• [WHAT IS NEEDED] Reproduce the complete listing without any deviation.

Rows from a dataset of pages and code
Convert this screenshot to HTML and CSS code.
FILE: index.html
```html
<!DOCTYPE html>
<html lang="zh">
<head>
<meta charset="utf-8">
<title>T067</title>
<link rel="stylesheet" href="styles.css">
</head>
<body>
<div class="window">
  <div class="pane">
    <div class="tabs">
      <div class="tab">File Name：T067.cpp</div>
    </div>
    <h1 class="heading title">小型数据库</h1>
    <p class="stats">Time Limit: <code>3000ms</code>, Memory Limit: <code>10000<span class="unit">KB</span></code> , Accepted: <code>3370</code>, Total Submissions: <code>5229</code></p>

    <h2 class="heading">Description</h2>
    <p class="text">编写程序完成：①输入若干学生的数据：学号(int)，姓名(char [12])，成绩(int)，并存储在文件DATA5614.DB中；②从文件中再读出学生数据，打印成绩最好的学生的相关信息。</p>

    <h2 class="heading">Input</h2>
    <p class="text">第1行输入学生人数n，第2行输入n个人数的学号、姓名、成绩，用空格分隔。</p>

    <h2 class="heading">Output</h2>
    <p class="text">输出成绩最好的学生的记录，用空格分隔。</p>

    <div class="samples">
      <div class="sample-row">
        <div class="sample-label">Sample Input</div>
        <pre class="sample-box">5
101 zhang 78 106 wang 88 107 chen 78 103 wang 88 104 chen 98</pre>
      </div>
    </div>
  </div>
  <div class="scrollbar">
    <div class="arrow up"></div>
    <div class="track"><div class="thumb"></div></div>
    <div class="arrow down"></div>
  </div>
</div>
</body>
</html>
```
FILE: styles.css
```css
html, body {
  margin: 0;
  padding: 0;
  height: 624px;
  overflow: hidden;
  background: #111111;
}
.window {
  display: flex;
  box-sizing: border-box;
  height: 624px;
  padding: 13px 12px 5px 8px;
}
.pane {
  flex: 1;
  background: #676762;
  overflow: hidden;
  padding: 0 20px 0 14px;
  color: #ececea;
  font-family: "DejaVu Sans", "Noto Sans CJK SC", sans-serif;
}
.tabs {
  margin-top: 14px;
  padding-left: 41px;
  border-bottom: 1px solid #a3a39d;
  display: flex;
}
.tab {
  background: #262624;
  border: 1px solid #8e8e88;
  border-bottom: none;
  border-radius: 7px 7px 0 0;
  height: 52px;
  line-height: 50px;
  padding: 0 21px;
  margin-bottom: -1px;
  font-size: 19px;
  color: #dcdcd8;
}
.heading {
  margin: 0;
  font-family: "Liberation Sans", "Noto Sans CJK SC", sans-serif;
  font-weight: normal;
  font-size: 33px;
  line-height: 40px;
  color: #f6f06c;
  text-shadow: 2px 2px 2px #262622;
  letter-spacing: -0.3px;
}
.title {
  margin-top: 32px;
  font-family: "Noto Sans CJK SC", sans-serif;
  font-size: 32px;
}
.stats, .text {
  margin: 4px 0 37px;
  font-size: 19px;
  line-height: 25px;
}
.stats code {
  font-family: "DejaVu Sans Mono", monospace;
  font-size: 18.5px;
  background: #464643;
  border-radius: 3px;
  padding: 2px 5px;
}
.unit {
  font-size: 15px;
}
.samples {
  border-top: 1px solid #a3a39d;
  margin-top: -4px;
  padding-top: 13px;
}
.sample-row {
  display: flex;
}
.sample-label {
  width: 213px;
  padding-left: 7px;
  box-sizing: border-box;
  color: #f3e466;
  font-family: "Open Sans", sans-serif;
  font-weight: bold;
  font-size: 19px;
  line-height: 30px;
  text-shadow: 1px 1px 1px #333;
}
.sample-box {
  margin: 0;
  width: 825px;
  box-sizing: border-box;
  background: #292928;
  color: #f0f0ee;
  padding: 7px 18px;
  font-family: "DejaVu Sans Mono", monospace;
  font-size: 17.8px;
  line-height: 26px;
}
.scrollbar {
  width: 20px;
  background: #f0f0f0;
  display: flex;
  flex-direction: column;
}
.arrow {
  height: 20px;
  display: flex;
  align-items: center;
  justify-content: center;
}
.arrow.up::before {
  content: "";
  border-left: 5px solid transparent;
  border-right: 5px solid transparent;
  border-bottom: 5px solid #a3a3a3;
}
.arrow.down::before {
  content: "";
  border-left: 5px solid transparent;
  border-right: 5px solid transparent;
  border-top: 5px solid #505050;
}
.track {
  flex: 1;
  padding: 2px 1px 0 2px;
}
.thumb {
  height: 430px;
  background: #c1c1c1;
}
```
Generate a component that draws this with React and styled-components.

• [EXERCISE ANSWER]
Convert this screenshot to HTML and CSS code.
FILE: index.html
```html
<!DOCTYPE html>
<html lang="zh">
<head>
<meta charset="utf-8">
<title>T067</title>
<link rel="stylesheet" href="styles.css">
</head>
<body>
<div class="window">
  <div class="pane">
    <div class="tabs">
      <div class="tab">File Name：T067.cpp</div>
    </div>
    <h1 class="heading title">小型数据库</h1>
    <p class="stats">Time Limit: <code>3000ms</code>, Memory Limit: <code>10000<span class="unit">KB</span></code> , Accepted: <code>3370</code>, Total Submissions: <code>5229</code></p>

    <h2 class="heading">Description</h2>
    <p class="text">编写程序完成：①输入若干学生的数据：学号(int)，姓名(char [12])，成绩(int)，并存储在文件DATA5614.DB中；②从文件中再读出学生数据，打印成绩最好的学生的相关信息。</p>

    <h2 class="heading">Input</h2>
    <p class="text">第1行输入学生人数n，第2行输入n个人数的学号、姓名、成绩，用空格分隔。</p>

    <h2 class="heading">Output</h2>
    <p class="text">输出成绩最好的学生的记录，用空格分隔。</p>

    <div class="samples">
      <div class="sample-row">
        <div class="sample-label">Sample Input</div>
        <pre class="sample-box">5
101 zhang 78 106 wang 88 107 chen 78 103 wang 88 104 chen 98</pre>
      </div>
    </div>
  </div>
  <div class="scrollbar">
    <div class="arrow up"></div>
    <div class="track"><div class="thumb"></div></div>
    <div class="arrow down"></div>
  </div>
</div>
</body>
</html>
```
FILE: styles.css
```css
html, body {
  margin: 0;
  padding: 0;
  height: 624px;
  overflow: hidden;
  background: #111111;
}
.window {
  display: flex;
  box-sizing: border-box;
  height: 624px;
  padding: 13px 12px 5px 8px;
}
.pane {
  flex: 1;
  background: #676762;
  overflow: hidden;
  padding: 0 20px 0 14px;
  color: #ececea;
  font-family: "DejaVu Sans", "Noto Sans CJK SC", sans-serif;
}
.tabs {
  margin-top: 14px;
  padding-left: 41px;
  border-bottom: 1px solid #a3a39d;
  display: flex;
}
.tab {
  background: #262624;
  border: 1px solid #8e8e88;
  border-bottom: none;
  border-radius: 7px 7px 0 0;
  height: 52px;
  line-height: 50px;
  padding: 0 21px;
  margin-bottom: -1px;
  font-size: 19px;
  color: #dcdcd8;
}
.heading {
  margin: 0;
  font-family: "Liberation Sans", "Noto Sans CJK SC", sans-serif;
  font-weight: normal;
  font-size: 33px;
  line-height: 40px;
  color: #f6f06c;
  text-shadow: 2px 2px 2px #262622;
  letter-spacing: -0.3px;
}
.title {
  margin-top: 32px;
  font-family: "Noto Sans CJK SC", sans-serif;
  font-size: 32px;
}
.stats, .text {
  margin: 4px 0 37px;
  font-size: 19px;
  line-height: 25px;
}
.stats code {
  font-family: "DejaVu Sans Mono", monospace;
  font-size: 18.5px;
  background: #464643;
  border-radius: 3px;
  padding: 2px 5px;
}
.unit {
  font-size: 15px;
}
.samples {
  border-top: 1px solid #a3a39d;
  margin-top: -4px;
  padding-top: 13px;
}
.sample-row {
  display: flex;
}
.sample-label {
  width: 213px;
  padding-left: 7px;
  box-sizing: border-box;
  color: #f3e466;
  font-family: "Open Sans", sans-serif;
  font-weight: bold;
  font-size: 19px;
  line-height: 30px;
  text-shadow: 1px 1px 1px #333;
}
.sample-box {
  margin: 0;
  width: 825px;
  box-sizing: border-box;
  background: #292928;
  color: #f0f0ee;
  padding: 7px 18px;
  font-family: "DejaVu Sans Mono", monospace;
  font-size: 17.8px;
  line-height: 26px;
}
.scrollbar {
  width: 20px;
  background: #f0f0f0;
  display: flex;
  flex-direction: column;
}
.arrow {
  height: 20px;
  display: flex;
  align-items: center;
  justify-content: center;
}
.arrow.up::before {
  content: "";
  border-left: 5px solid transparent;
  border-right: 5px solid transparent;
  border-bottom: 5px solid #a3a3a3;
}
.arrow.down::before {
  content: "";
  border-left: 5px solid transparent;
  border-right: 5px solid transparent;
  border-top: 5px solid #505050;
}
.track {
  flex: 1;
  padding: 2px 1px 0 2px;
}
.thumb {
  height: 430px;
  background: #c1c1c1;
}
```
Generate a component that draws this with React and styled-components.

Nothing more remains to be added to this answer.